Le miracle des gènes

La foi en la technologie est l'un des piliers du Forum. Dans ce dîner consacré à la « décennie prodigieuse » que nous venons de vivre avec l'émergence des vaccins à ARN messager, la diffusion de la voiture électrique, la meilleure connaissance du génotype et bien sûr ChatGPT, des experts vivant tous aux Etats-Unis vantent les perspectives mirifiques de l'intelligence artificielle, des énergies renouvelables, des thérapies géniques.

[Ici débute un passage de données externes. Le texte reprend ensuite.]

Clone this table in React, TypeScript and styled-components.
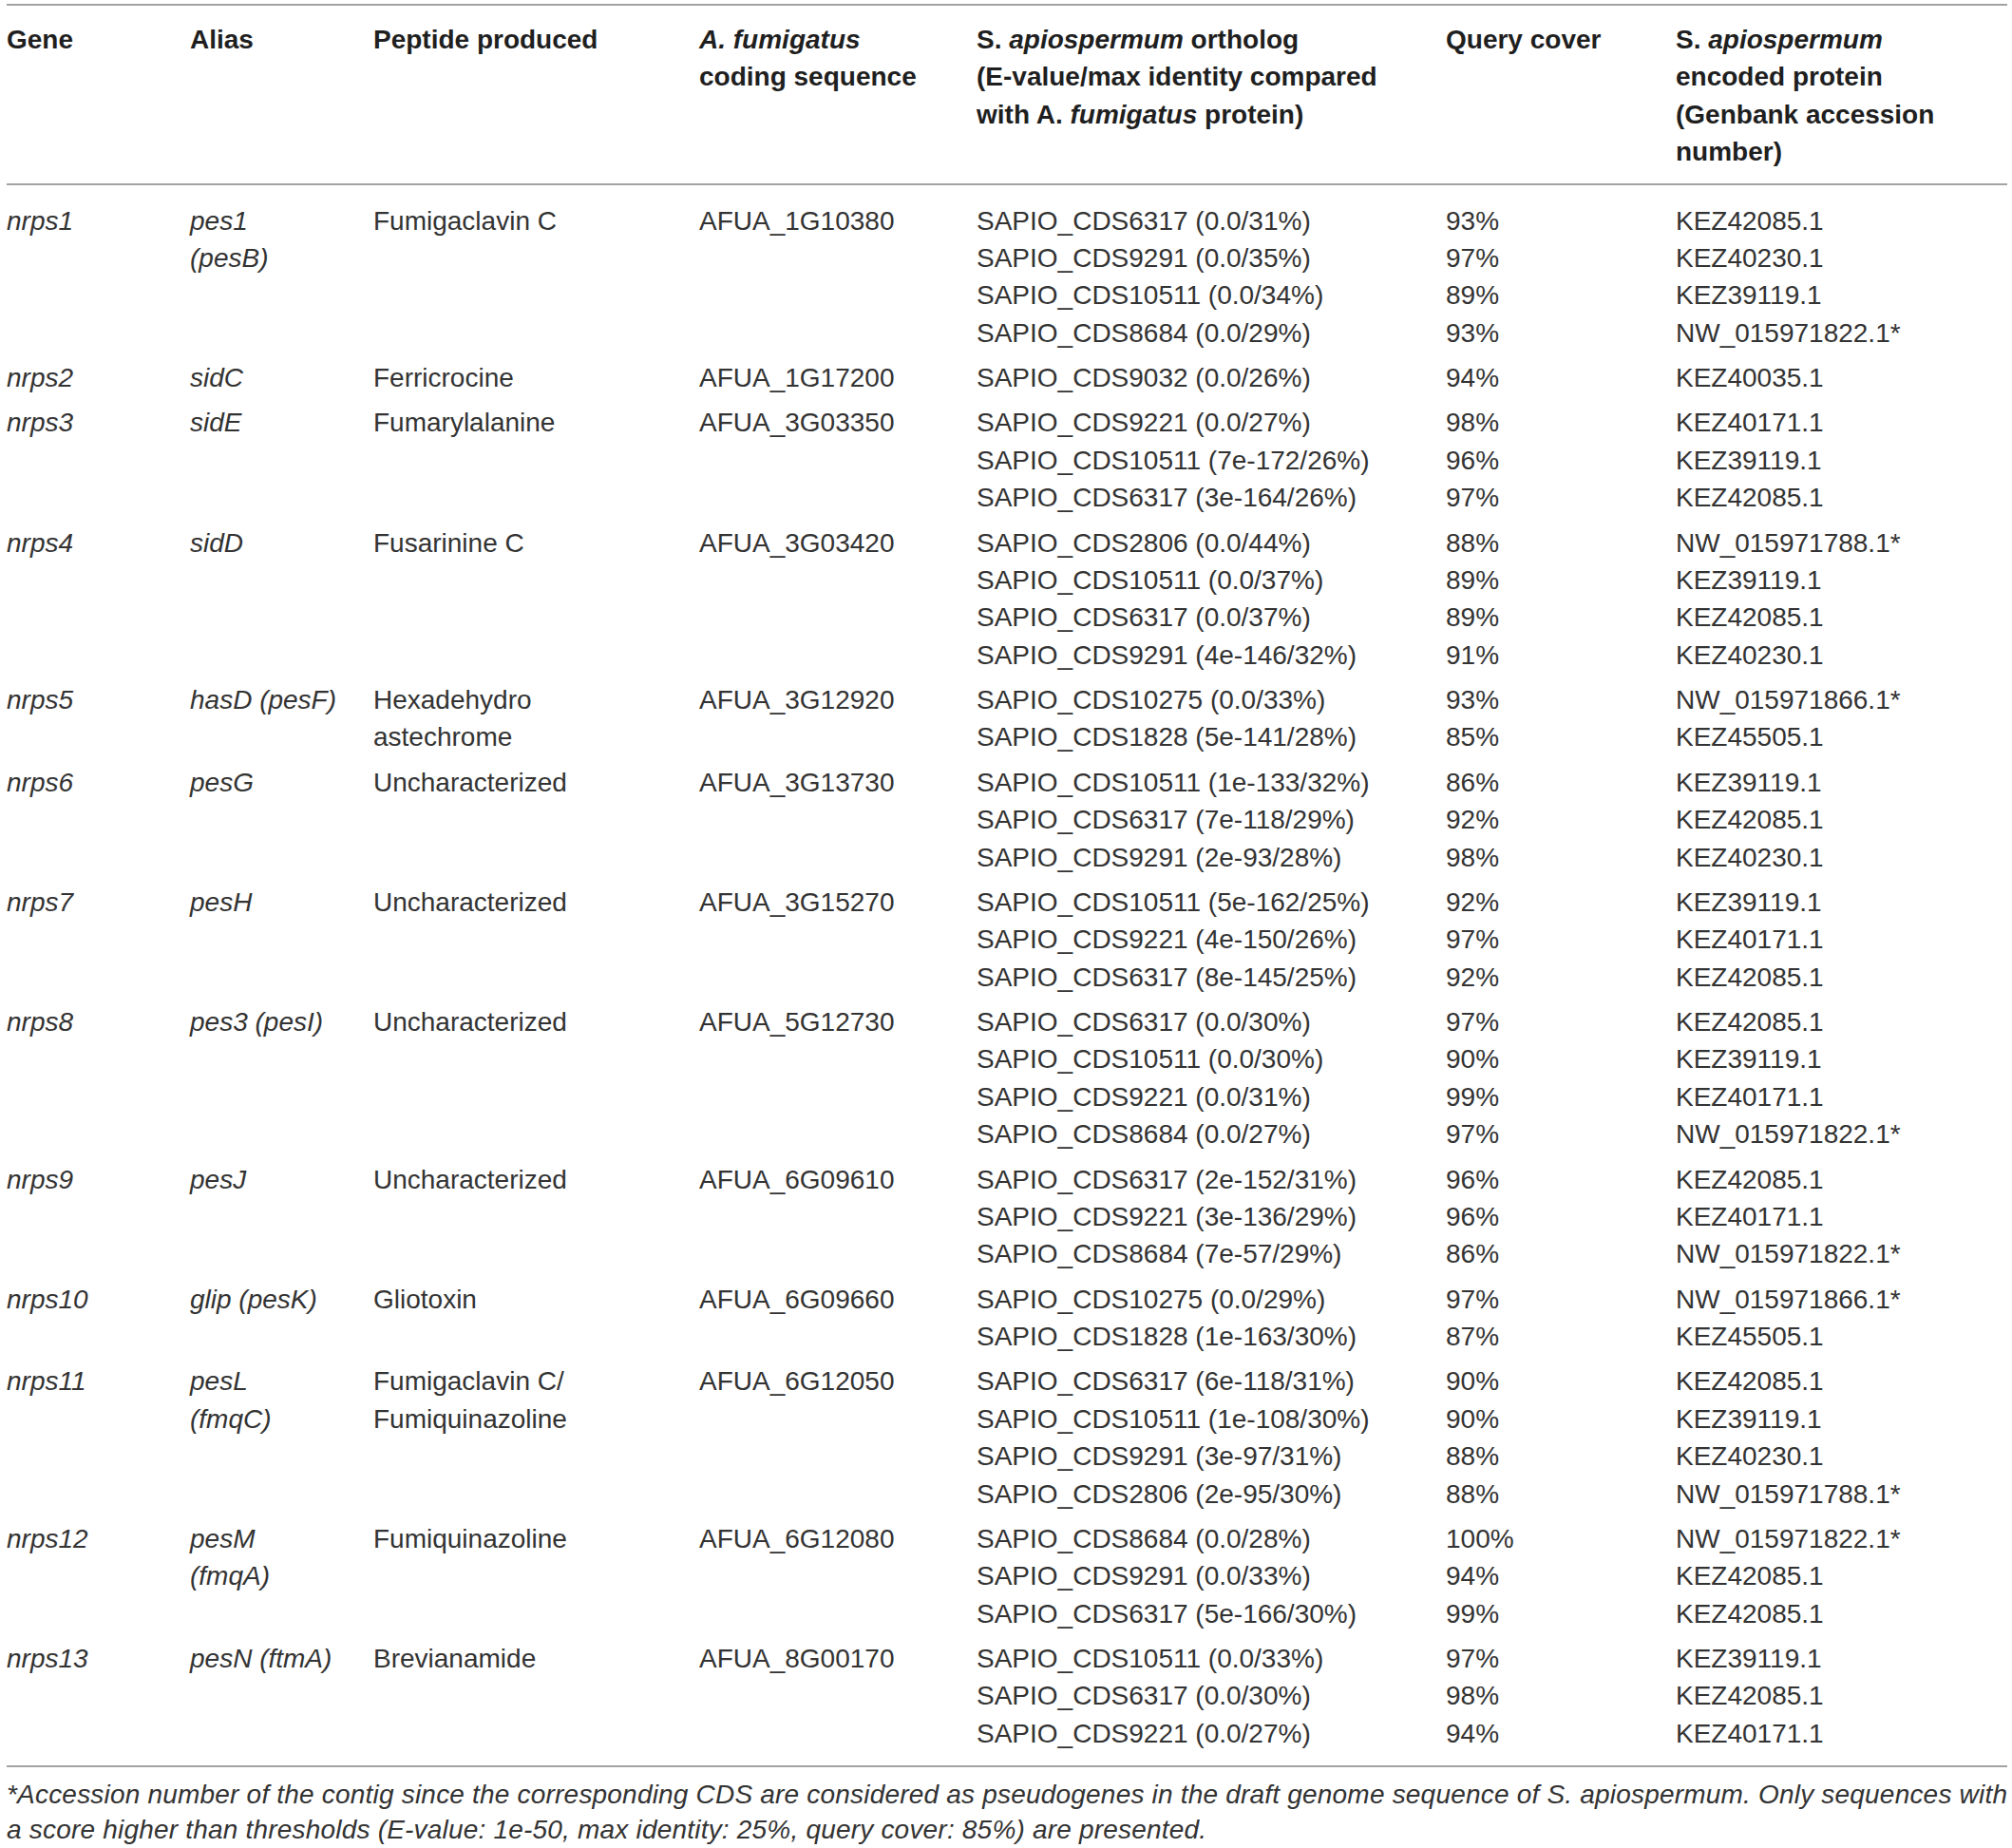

A une table, une Libanaise se réjouit de tous ces progrès, en s'inquiétant toutefois de ce qui se passe en biologie. Le patron d'une firme pétrolière du Golfe prend alors la parole, d'une voix blanche. Il raconte son histoire. Sa fille tombe malade quinze jours après sa naissance, en 2014. Après des mois d'investigation, les médecins diagnostiquent une anomalie génétique rare. Les parents partent en quête de traitement dans le monde entier. La conclusion les désespère : « Ça existera peut-être dans dix ans. »

Nous sommes début 2024. Une technologie dérivée de CRISPS/Cas9, ces véritables « ciseaux génétiques » qui ont valu à leurs inventrices le Nobel de médecine, permet de fabriquer des gènes qui pourront remplacer les gènes défaillants. Le traitement est en phase II de validation par les autorités sanitaires. Bientôt, la fille du pétrolier pourra être soignée. A la table, tout le monde prend l'air grave. La foi dans la technologie n'en sortira que grandie.